REPUBLIKA.CO.ID, JAKARTA -- Ketua MPR, Zulkifli Hasan meminta pemerintah tidak terlalu keras kepada pengusaha soal pembayaran pajak. Mengingat kondisi perekonimian Indoneseia sedang lesu.
"Kita harap caranya dengan baik dan bagus. Karena dengan bisnis yang sedang lesu seperti saat ini, tentu bila dilakukan dengan cara keras kepada pengusaha, maka bisa dikatakan 'sudah susah, tertimpa tangga pula'," kata Zulkifli Hasan usai Pidato Kenegaraan Presiden Joko Widodo tentang RUU APBN 2016 dan Nota Keuangan, di Gedung DPR, Senayan, Jakarta, Jumat (14/8).

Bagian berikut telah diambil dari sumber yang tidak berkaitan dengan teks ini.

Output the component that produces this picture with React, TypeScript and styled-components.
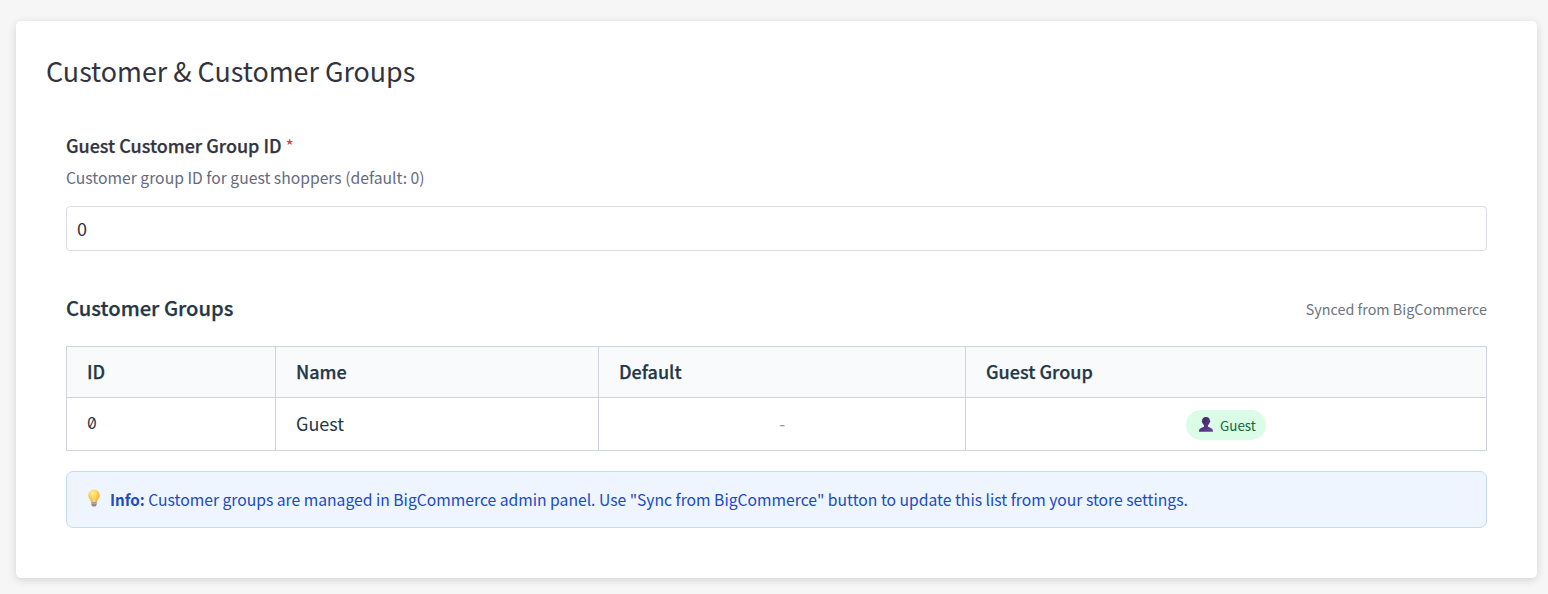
import React from 'react';
import styled, { createGlobalStyle } from 'styled-components';

const GlobalStyle = createGlobalStyle`
  *, *::before, *::after { box-sizing: border-box; }
  body {
    margin: 0;
    background: #f6f6f6;
    color: #313440;
    font-family: "Noto Sans CJK SC", "Noto Sans", sans-serif;
  }
`;

const Page = styled.main`
  padding: 21px 11px 16px 16px;
`;

const Card = styled.section`
  height: 557px;
  padding: 29px 30px 30px;
  background: #fff;
  border-radius: 5px;
  box-shadow: 0 2px 8px rgba(0, 0, 0, 0.15);
`;

const Title = styled.h1`
  margin: 0;
  font-size: 26.87px;
  font-weight: 400;
  line-height: 42px;
`;

const Content = styled.div`
  padding: 41px 20px 0;
`;

const Label = styled.label`
  display: block;
  font-size: 17.95px;
  font-weight: 500;
  line-height: 24px;
  -webkit-text-stroke: 0.25px;
`;

const Required = styled.span`
  color: #d14343;
  font-weight: 400;
  -webkit-text-stroke: 0;
`;

const Hint = styled.p`
  margin: 9px 0 17px;
  color: #666a7f;
  font-size: 15.69px;
  line-height: 23px;
`;

const TextInput = styled.input`
  display: block;
  width: 100%;
  height: 45px;
  padding: 0 10px 2px;
  border: 1px solid #d9dce6;
  border-radius: 4px;
  background: #fff;
  color: #313440;
  font: 400 18px/24px "Noto Sans CJK SC", sans-serif;
  outline: none;
`;

const SectionHeader = styled.header`
  display: flex;
  align-items: center;
  justify-content: space-between;
  height: 30px;
  margin: 42px 0 23px;
`;

const SectionTitle = styled.h2`
  margin: 0;
  color: #253746;
  font-size: 20.2px;
  font-weight: 500;
  line-height: 30px;
  -webkit-text-stroke: 0.25px;
`;

const SyncNote = styled.span`
  padding-top: 2px;
  color: #6c757d;
  font-size: 14.35px;
  line-height: 24px;
`;

const Table = styled.table`
  width: 100%;
  border-collapse: collapse;
  table-layout: fixed;
  color: #253746;
  font-size: 18px;
  line-height: 24px;
`;

const Column = styled.col<{ $width?: number }>`
  width: ${({ $width }) => ($width ? `${$width}px` : 'auto')};
`;

const HeadCell = styled.th`
  height: 51px;
  padding: 0 20px 2px;
  border: 1px solid #d0d4da;
  background: #f8fafc;
  font-weight: 500;
  text-align: left;
  -webkit-text-stroke: 0.25px;
`;

const Cell = styled.td<{ $center?: boolean }>`
  height: 53px;
  padding: 0 20px 2px;
  border: 1px solid #d0d4da;
  text-align: ${({ $center }) => ($center ? 'center' : 'left')};
`;

const BadgeCell = styled(Cell)`
  padding: 2px 20px 0;
`;

const Code = styled.span`
  display: block;
  padding-top: 1px;
  font-family: Inter, sans-serif;
  font-size: 15.5px;
  font-weight: 400;
  font-feature-settings: "zero";
`;

const Muted = styled.span`
  color: #999;
`;

const Badge = styled.span`
  display: inline-flex;
  align-items: center;
  gap: 7px;
  height: 30px;
  padding: 0 10px 1px 13px;
  border-radius: 15px;
  background: #dbfce7;
  color: #11693a;
  font-size: 13.4px;
  line-height: 28px;
  vertical-align: middle;
`;

const InfoBox = styled.aside`
  display: flex;
  align-items: center;
  height: 57px;
  margin-top: 20px;
  padding: 0 20px 1px;
  border: 1px solid #c5daf3;
  border-radius: 7px;
  background: #eef5ff;
  color: #2149c4;
  font-size: 15.68px;
  line-height: 24px;

  svg {
    margin-bottom: 2px;
  }
`;

const InfoText = styled.span`
  margin-left: 9px;
  white-space: pre;

  strong {
    font-size: 15.2px;
  }
`;

const PersonIcon = () => (
  <svg width="14" height="15" viewBox="0 0 14 15" aria-hidden="true">
    <defs>
      <linearGradient id="person" x1="0" y1="0" x2="1" y2="1">
        <stop offset="0" stopColor="#392a50" />
        <stop offset="0.5" stopColor="#533080" />
        <stop offset="1" stopColor="#6c45a0" />
      </linearGradient>
    </defs>
    <path
      d="M7 0C4.500 0 3.100 1.500 3.100 3.600c-.5.1-.6 1.600.2 2 .3 1.100.9 2 1.700 2.600v1.200C4.400 10.600 0 10.400 0 14v.8h14V14c0-3.600-4.400-3.400-5-4.600V8.200c.8-.6 1.400-1.500 1.700-2.600.8-.4.7-1.900.2-2C10.900 1.500 9.500 0 7 0z"
      fill="url(#person)"
    />
  </svg>
);

const BulbIcon = () => (
  <svg width="14" height="18" viewBox="0 0 14 18" aria-hidden="true">
    <defs>
      <radialGradient id="bulb" cx="0.4" cy="0.28" r="0.75">
        <stop offset="0" stopColor="#fff0a0" />
        <stop offset="0.4" stopColor="#ffd65c" />
        <stop offset="1" stopColor="#f4a83a" />
      </radialGradient>
    </defs>
    <path
      d="M7 .5a5.800 5.800 0 0 0-5.800 5.800c0 3.200 2.500 3.900 3 7.200h5.600c.5-3.300 3-4 3-7.200A5.800 5.800 0 0 0 7 .5z"
      fill="url(#bulb)"
    />
    <path d="M5.6 7.5 6.5 13h1l.9-5.500" fill="none" stroke="#ffe9a0" strokeWidth="0.7" />
    <path d="M4.400 13.300h5.200v2.800L8.400 17.500H5.600l-1.200-1.400z" fill="#8d8594" />
    <path d="M4.400 14.700h5.200" stroke="#c4bfc9" strokeWidth="0.7" />
  </svg>
);

export default function App() {
  return (
    <>
      <GlobalStyle />
      <Page>
        <Card>
          <Title>Customer &amp; Customer Groups</Title>
          <Content>
            <Label htmlFor="guest-group">
              Guest Customer Group ID <Required>*</Required>
            </Label>
            <Hint>Customer group ID for guest shoppers (default: 0)</Hint>
            <TextInput id="guest-group" defaultValue="0" />
            <SectionHeader>
              <SectionTitle>Customer Groups</SectionTitle>
              <SyncNote>Synced from BigCommerce</SyncNote>
            </SectionHeader>
            <Table>
              <colgroup>
                <Column $width={209} />
                <Column $width={323} />
                <Column $width={367} />
                <Column />
              </colgroup>
              <thead>
                <tr>
                  <HeadCell>ID</HeadCell>
                  <HeadCell>Name</HeadCell>
                  <HeadCell>Default</HeadCell>
                  <HeadCell>Guest Group</HeadCell>
                </tr>
              </thead>
              <tbody>
                <tr>
                  <Cell><Code>0</Code></Cell>
                  <Cell>Guest</Cell>
                  <Cell $center><Muted>-</Muted></Cell>
                  <BadgeCell $center>
                    <Badge><PersonIcon />Guest</Badge>
                  </BadgeCell>
                </tr>
              </tbody>
            </Table>
            <InfoBox>
              <BulbIcon />
              <InfoText>
                <strong>Info:</strong> Customer groups are managed in BigCommerce admin panel. Use "Sync from BigCommerce" button to update this list from your store settings.
              </InfoText>
            </InfoBox>
          </Content>
        </Card>
      </Page>
    </>
  );
}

Menurutnya, penerimaan pajak negara dapat dicari dengan cara memperluas hasil pajak, tanpa harus memaksa pengusaha yang tengah mengalami kesulitan bisnis. "Aturan untuk mendapatkan pajak tetap harus ditegakkan, namun beri keringanan bagi pengusaha yang terkena dampak krisis," katanya.
Dalam postur RAPBN tahun 2016, total pendapatan negara direncanakan mencapai Rp 1.848,1 triliun yang terdiri dari penerimaan perpajakan sebesar Rp 1.565,8 triliun, Penerimaan Negara Bukan Pajak sebesar Rp 280,3 triliun dan penerimaan hibah sebesar Rp 2,0 triliun. "Penerimaan pajak sebesar Rp 1,56 triliun sangat besar. Sehingga perlu ada perluasan penerimaan pajak," kata Zulkifli.
Dengan kondisi perekonomian yang tengah lesu, kata dia, perlu ada perhatian dari pemerintah, dimana saat ini jumlah pengangguran terus bertambah. "Orang yang sudah bekerja terkena PHK, orang yang ingin mencari kerja juga kesulitan karena tidak ada peluang kerja. Perlu ada program-program pemerintah yang dapat menyerap tenaga kerja, seperti pembangunan infrastruktur," katanya.
Dalam pidatonya, Presiden Jokowi menyampaikan bahwa postur RAPBN tahun 2016, total pendapatan negara direncanakan mencapai Rp 1.848,1 triliun yang terdiri dari penerimaan perpajakan sebesar Rp1.565,8 triliun, Penerimaan Negara Bukan Pajak sebesar Rp 280,3 triliun dan penerimaan hibah sebesar Rp 2,0 triliun.
Sementara itu, total belanja negara mencapai sebesar Rp 2.121,3 triliun yang terdiri dari belanja Pemerintah Pusat sebesar Rp 1.339,1 triliun serta Transfer ke Daerah dan Dana Desa sebesar Rp 782,2 triliun. Artinya, defisit anggaran dalam RAPBN Tahun 2016 adalah sebesar Rp 273,2 triliun atau 2,1 persen terhadap Produk Domestik Bruto. Defisit RAPBN Tahun 2016 tersebut akan dibiayai dengan pembiayaan yang bersumber dari dalam negeri sebesar Rp 272,0 triliun dan luar negeri neto sebesar Rp 1,2 triliun.
Melihat kondisi itu, Wakil Ketua DPR Fadli Zon, menambahkan, pemerintah ke depannya harus bekerja keras untuk menutupi defisit anggaran pada RAPBN 2016. "Target pajak tinggi. Jangan hanya ke subjek pajak yang sama. Mungkin ekstensifikasi pajak harus ditingkatkan," katanya.
Ia menambahkan, yang perlu dilakukan adalah pembangunan infrastruktur agar dapat membantu masyarakat yang kesulitan untuk mendapatkan pekerjaan.